→ **INFORMATION SUPPLIED**:
## begin

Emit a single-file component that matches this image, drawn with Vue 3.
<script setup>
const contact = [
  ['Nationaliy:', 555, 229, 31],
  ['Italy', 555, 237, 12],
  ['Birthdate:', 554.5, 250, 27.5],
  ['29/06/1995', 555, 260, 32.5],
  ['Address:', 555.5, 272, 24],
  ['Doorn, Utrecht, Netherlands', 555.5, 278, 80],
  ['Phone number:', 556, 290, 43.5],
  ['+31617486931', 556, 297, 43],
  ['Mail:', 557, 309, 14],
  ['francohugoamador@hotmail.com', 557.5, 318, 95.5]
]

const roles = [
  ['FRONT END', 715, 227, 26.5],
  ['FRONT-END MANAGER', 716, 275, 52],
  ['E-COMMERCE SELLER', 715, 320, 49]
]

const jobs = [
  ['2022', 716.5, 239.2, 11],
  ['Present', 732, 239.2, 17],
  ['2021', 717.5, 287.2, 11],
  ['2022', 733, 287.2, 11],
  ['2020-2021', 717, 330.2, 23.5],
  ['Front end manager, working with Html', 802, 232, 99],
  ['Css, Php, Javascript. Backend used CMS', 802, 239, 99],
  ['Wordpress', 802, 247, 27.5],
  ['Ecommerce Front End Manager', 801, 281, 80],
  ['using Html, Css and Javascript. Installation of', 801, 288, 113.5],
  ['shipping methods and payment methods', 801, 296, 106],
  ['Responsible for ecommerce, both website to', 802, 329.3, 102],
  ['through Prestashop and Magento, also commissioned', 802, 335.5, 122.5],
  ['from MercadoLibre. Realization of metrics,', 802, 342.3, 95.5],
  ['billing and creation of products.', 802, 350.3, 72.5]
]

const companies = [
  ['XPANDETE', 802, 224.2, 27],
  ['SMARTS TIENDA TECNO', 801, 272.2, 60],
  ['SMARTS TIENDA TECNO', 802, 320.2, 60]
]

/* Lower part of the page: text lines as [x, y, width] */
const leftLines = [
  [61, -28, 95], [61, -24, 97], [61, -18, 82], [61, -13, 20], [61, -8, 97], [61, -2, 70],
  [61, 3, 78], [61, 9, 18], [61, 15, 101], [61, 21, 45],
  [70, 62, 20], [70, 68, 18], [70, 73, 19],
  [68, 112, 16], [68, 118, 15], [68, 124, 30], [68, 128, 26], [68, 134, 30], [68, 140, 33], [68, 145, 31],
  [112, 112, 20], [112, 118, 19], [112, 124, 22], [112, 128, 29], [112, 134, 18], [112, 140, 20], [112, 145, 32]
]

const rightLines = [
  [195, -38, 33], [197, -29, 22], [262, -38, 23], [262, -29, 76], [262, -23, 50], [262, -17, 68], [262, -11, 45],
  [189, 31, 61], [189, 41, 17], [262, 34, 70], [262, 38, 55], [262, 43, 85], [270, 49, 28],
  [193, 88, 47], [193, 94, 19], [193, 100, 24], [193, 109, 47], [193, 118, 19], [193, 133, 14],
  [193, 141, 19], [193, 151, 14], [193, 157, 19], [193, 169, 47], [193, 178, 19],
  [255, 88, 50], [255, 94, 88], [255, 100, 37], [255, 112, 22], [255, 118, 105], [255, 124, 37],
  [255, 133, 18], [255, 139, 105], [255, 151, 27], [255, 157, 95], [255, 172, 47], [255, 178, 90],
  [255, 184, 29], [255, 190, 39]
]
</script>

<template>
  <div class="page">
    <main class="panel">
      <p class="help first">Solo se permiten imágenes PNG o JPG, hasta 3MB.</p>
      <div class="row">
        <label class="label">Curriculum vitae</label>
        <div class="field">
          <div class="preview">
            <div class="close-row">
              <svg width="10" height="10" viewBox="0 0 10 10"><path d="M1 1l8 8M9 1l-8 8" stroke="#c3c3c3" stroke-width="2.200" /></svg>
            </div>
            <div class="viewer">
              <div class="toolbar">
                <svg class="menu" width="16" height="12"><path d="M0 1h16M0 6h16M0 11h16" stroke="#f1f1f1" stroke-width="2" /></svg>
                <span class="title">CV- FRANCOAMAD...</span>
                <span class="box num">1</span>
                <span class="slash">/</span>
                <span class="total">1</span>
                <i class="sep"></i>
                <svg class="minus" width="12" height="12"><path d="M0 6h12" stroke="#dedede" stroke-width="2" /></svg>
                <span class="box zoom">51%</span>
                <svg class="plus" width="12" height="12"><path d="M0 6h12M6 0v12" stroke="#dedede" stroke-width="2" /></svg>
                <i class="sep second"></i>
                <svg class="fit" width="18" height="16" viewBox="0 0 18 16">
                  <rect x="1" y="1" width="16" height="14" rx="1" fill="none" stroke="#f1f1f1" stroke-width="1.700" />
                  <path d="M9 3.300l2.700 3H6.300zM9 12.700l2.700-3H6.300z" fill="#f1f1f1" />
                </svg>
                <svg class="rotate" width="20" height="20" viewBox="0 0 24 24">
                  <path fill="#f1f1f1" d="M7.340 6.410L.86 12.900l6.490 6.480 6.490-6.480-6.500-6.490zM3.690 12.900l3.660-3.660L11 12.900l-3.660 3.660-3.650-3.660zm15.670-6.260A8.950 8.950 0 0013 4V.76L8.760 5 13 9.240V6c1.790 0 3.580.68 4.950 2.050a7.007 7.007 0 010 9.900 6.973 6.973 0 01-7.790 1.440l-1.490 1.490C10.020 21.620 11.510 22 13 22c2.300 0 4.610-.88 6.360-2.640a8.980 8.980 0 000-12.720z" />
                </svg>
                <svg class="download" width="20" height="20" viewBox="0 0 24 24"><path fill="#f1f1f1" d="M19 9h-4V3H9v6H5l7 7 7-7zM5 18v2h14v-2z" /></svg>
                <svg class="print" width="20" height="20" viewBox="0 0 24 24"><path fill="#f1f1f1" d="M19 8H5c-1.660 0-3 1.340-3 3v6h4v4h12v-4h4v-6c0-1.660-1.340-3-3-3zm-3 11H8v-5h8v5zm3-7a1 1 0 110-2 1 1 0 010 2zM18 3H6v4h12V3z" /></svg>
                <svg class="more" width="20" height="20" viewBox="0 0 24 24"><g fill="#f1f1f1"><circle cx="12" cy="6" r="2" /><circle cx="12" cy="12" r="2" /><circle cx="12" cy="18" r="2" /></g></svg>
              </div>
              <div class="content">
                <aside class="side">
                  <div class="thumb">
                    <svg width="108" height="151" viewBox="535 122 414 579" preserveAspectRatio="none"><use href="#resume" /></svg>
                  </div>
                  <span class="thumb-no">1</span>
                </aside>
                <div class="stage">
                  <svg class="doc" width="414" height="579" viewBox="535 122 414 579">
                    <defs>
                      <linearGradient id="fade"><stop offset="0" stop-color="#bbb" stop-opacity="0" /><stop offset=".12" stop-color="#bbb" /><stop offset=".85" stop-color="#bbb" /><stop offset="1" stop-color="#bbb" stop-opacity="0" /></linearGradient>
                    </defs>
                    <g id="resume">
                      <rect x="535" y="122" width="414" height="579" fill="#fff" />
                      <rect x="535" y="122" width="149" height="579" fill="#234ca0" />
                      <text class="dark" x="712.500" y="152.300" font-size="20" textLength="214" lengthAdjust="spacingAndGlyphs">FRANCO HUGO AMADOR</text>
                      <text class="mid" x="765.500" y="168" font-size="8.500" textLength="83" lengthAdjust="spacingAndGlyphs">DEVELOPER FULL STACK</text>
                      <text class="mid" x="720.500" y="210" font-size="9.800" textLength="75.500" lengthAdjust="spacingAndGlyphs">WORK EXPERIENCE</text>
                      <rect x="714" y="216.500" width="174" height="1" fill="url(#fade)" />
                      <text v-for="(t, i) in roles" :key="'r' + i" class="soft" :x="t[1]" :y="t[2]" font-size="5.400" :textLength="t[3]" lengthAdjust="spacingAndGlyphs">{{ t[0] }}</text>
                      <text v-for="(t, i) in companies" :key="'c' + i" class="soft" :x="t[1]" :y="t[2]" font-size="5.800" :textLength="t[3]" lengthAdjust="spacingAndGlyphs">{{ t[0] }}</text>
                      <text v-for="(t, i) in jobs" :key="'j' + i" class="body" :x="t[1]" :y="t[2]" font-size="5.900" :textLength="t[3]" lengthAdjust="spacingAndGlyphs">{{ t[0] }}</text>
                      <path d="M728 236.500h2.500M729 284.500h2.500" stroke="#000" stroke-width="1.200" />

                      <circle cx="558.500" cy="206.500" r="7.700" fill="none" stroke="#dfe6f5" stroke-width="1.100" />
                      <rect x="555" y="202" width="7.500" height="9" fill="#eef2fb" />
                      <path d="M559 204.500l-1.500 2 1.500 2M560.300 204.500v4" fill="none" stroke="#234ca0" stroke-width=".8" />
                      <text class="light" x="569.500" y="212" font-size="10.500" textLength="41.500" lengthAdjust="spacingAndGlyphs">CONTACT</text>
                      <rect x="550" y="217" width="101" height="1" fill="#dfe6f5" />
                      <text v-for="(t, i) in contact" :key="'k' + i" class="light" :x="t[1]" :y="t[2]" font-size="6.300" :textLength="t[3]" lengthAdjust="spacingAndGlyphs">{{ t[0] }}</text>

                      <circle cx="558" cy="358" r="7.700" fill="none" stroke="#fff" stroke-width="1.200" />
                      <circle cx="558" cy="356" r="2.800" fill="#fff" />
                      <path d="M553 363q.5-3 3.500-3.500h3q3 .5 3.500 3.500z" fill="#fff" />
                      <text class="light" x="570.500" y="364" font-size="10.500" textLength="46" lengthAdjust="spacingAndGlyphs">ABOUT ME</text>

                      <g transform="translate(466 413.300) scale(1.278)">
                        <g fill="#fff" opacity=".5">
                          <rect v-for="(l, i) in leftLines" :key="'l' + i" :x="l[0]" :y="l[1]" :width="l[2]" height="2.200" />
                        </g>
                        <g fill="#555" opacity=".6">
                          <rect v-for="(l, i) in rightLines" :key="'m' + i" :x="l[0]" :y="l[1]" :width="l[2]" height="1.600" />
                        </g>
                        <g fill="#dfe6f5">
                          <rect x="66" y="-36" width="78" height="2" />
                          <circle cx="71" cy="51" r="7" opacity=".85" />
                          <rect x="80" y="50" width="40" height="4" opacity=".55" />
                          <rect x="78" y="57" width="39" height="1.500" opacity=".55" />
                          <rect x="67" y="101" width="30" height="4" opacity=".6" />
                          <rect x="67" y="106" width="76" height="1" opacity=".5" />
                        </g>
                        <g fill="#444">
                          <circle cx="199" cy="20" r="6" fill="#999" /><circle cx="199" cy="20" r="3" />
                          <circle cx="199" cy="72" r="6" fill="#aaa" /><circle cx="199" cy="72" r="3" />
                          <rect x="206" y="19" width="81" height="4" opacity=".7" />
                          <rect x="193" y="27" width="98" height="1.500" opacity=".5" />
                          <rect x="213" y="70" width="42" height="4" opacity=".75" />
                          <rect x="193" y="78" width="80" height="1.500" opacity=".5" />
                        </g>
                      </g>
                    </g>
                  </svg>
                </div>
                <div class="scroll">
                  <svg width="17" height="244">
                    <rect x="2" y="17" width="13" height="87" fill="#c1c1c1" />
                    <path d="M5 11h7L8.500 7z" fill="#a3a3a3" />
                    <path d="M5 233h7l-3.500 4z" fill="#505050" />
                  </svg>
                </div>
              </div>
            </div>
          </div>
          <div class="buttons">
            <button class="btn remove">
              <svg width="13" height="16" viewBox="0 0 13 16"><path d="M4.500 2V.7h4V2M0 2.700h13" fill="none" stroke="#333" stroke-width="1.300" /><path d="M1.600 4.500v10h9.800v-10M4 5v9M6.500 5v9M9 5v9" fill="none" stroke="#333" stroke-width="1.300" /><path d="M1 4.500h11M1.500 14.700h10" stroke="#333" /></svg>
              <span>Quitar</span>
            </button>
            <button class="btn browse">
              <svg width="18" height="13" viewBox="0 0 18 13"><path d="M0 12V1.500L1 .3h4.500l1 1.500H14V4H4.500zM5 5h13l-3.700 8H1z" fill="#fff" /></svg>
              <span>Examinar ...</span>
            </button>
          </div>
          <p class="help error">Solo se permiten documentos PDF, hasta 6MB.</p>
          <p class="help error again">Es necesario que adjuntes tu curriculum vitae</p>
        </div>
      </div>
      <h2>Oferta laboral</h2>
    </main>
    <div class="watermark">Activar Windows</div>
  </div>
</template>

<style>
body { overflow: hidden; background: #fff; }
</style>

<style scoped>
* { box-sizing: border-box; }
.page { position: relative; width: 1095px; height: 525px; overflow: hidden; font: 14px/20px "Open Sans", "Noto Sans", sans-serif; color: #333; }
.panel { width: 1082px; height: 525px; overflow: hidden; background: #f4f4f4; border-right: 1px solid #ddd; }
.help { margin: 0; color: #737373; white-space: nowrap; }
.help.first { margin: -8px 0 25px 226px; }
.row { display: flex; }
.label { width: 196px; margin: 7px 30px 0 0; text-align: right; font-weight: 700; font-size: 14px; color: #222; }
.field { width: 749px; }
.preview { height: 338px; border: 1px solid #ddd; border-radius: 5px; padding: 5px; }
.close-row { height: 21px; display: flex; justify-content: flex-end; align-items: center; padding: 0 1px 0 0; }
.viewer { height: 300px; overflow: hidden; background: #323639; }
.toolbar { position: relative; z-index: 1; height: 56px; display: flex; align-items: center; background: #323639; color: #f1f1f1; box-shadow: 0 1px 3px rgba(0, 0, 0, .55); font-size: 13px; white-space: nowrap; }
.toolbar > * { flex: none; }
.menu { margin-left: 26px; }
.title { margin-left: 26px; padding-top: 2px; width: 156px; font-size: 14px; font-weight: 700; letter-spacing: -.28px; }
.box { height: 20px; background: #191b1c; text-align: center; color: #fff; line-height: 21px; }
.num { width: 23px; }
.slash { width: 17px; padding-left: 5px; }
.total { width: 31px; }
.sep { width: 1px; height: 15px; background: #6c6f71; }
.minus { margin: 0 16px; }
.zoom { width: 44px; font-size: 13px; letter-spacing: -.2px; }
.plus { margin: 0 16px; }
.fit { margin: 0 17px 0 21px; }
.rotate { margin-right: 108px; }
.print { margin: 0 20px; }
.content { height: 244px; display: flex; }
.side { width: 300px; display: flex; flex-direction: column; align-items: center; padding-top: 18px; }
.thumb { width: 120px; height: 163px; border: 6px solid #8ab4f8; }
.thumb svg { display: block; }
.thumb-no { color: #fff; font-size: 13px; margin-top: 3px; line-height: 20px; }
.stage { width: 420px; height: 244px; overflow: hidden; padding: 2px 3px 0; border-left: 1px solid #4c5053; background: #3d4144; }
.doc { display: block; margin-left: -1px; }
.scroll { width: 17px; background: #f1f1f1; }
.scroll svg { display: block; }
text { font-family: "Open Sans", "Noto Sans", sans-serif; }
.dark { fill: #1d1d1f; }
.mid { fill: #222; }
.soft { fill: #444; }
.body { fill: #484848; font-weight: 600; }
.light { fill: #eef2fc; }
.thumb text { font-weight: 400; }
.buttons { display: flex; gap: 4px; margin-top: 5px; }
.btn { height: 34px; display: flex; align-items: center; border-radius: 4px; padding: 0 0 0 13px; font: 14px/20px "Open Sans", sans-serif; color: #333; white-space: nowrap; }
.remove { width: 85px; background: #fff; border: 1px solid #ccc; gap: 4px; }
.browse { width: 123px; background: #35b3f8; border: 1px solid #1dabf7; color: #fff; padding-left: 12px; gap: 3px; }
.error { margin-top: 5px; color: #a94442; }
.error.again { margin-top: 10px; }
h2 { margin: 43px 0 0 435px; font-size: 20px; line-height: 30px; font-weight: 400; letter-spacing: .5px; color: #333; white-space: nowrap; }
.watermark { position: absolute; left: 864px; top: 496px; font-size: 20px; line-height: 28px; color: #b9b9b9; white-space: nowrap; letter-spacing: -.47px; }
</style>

## end

→ **DO THIS**:
Copy each line above containing the string "with".

→ **RESPONSE TO THE TASK**:
Emit a single-file component that matches this image, drawn with Vue 3.
  ['Front end manager, working with Html', 802, 232, 99],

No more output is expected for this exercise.